Une analyse positive et normative du politique
Le premier apport du Calculus est bien entendu l’extension revendiquée de l’analyse économique au domaine du politique. Il a d’abord marqué les développements positifs (relatifs à l’explication économique de l’organisation constitutionnelle) du choix public (public choice) en fournissant un certain nombre de résultats dignes d’intérêt : il est rationnel d’avoir une Constitution ; les règles de majorité ou le bicaméralisme sont économiquement justifiés. Certes, le Calculus ne s’intéresse qu’à la démocratie directe, à l’heure où dominent les régimes représentatifs. Mais il est possible de résoudre cette difficulté au sein même du cadre théorique proposé, en introduisant un agent économique autre que l’électeur (le représentant, un politicien-entrepreneur) et en théorisant son comportement, qui peut être une source possible d’inefficacité (manipulation de l’information, par exemple).

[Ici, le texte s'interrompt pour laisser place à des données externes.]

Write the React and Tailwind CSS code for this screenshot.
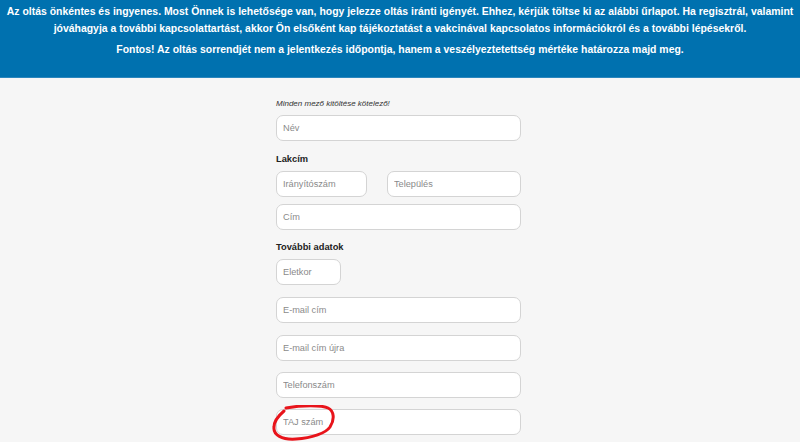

Par ailleurs, le versant normatif de l’analyse s’appuie sur une certaine représentation de l’individu et du politique. D’une part, le critère de rationalité de l’individu retenu (réduction au minimum des coûts attendus) par Buchanan et Tullock est discutable. Si l’on compare la situation du choix constitutionnel à « la position originelle sous voile d’ignorance » de la théorie de la justice de John Rawls, il est clair que, dans les deux cas, l’individu est supposé agir rationnellement face à l’incertain. Il choisit pourtant des règles de vie en société radicalement différentes. D’autre part, l’intérêt exclusif porté à la rationalité individuelle empêche d’évaluer les procédures de choix en termes de rationalité collective, comme le font remarquer les théoriciens du choix social parmi lesquels Amartya Sen. Enfin, Buchanan et Tullock remarquent eux-mêmes que le rôle fondateur accordé à l’unanimité témoigne d’une représentation particulière de la société : une société relativement homogène et qui n’est pas traversée par des conflits irréductibles d’intérêts et de pouvoir.